But the key isn't just to have a plan. It's to have one that works. John Fraker, an attorney with Ainer & Fraker, an estate-planning firm in Saratoga, Calif., says he had a case in which a man with 23 properties went to a so-called "trust mill" on the advice of his CPA to set up a rudimentary trust. The trust was supposed to leave four properties to his second wife. The rest were to be evenly divided among his children and sister. But a trust is an empty vessel until it's funded, and the properties were never titled in such a way that would land them in the trust. The result was that all 23 properties-which the man owned in joint tenancy with his second wife-went to his second wife because she was the surviving tenant. Fraker says when the wife met with her attorney and asked "How much do I need to give to the kids and sister?" her lawyer replied, "Nothing. This is 100% yours."
"Obviously, the kids and sister were furious," Fraker says. "They hired us to litigate against the joint tenancy transfer, and to get the assets back into the trust."

Fraker says the kids got a lucky break. In happier times, the family was all together one day and someone videotaped the gathering and caught the father on tape making an offhanded comment about how he wanted all of his assets to be divided among his wife, children and sister. The admission was compelling because it was made casually and did not appear forced or coerced.

In the end, the wife acknowledged she knew her husband's real intent: He wanted his estate to be split evenly among his family members. As a result, 18 of the 23 properties were placed in the trust. But by that point, there was so much rage between the children and their stepmother, the lawyers were negotiating anger rather than assets.

"That case went on for three to three-and-a-half years, and we won the judgment in the first year. The rest of the time was just screaming," Fraker says.

A good estate plan must address everything-particularly assets that are notoriously controversial once the patriarch has passed on, such as a family business. It's not uncommon for the husband to leave the business to his second wife so that she can live off of the profits while she's still alive. He may then leave the day-to-day oversight to his children. But because the wife has no familial ties to the business, she may want to sell it. At the very least, she may not want to plow any more money into it.

"It's a recipe for disaster," says O'Neill at Mechanics Bank. "The child running the business is going to want to keep plowing the profits back into the business while the surviving spouse is going to want a certain income stream to live on."

O'Neill says a husband, in this case, should simply purchase a life insurance policy and have his wife live off the income of that. He could then leave the business to the child who is operating it.

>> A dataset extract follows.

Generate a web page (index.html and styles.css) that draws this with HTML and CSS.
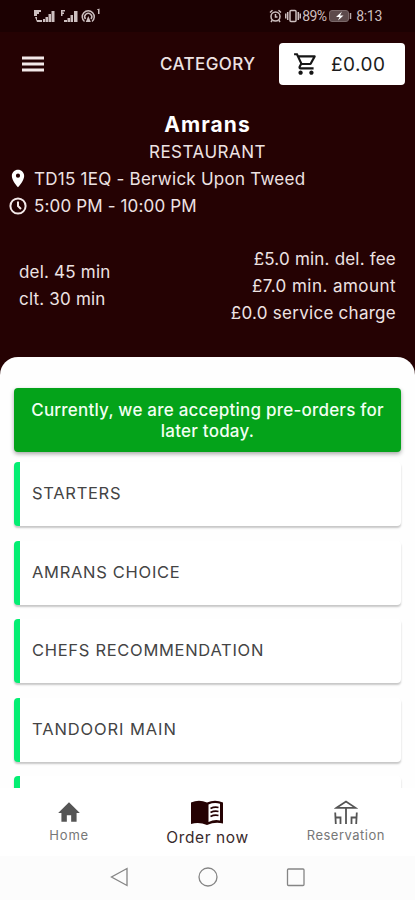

But stepparents haven't cornered the market on greed. Sometimes it's the stepchildren, who may not have thought much of their stepparent, that can be the problem. O'Neill's firm is sometimes brought in as a corporate trustee after a family member was overseeing the trust, unsuccessfully. Sometimes the problem is that the stepparent was using the trust's funds to maintain an opulent lifestyle. Other times, it's because the children were made trustees and, fearing the assets would dwindle away to nothing, put their stepparent on a tight leash.

O'Neill recalls one instance in which the son was made trustee, and he told the stepmother she had to move out of the home in which she lived with his father and into a smaller house because, he asserted, she didn't need so much space. When she refused, he cut her allowance so she couldn't afford the upkeep on the property. At 81, she was going to have to start doing her own gardening. She was also going to be forced to sell some of her own assets in order to cover her living expenses-costs that were supposed to have been covered by income from the trust.

"We're not talking about a gold digger here. This woman was married to his father for 25 to 30 years," O'Neill says.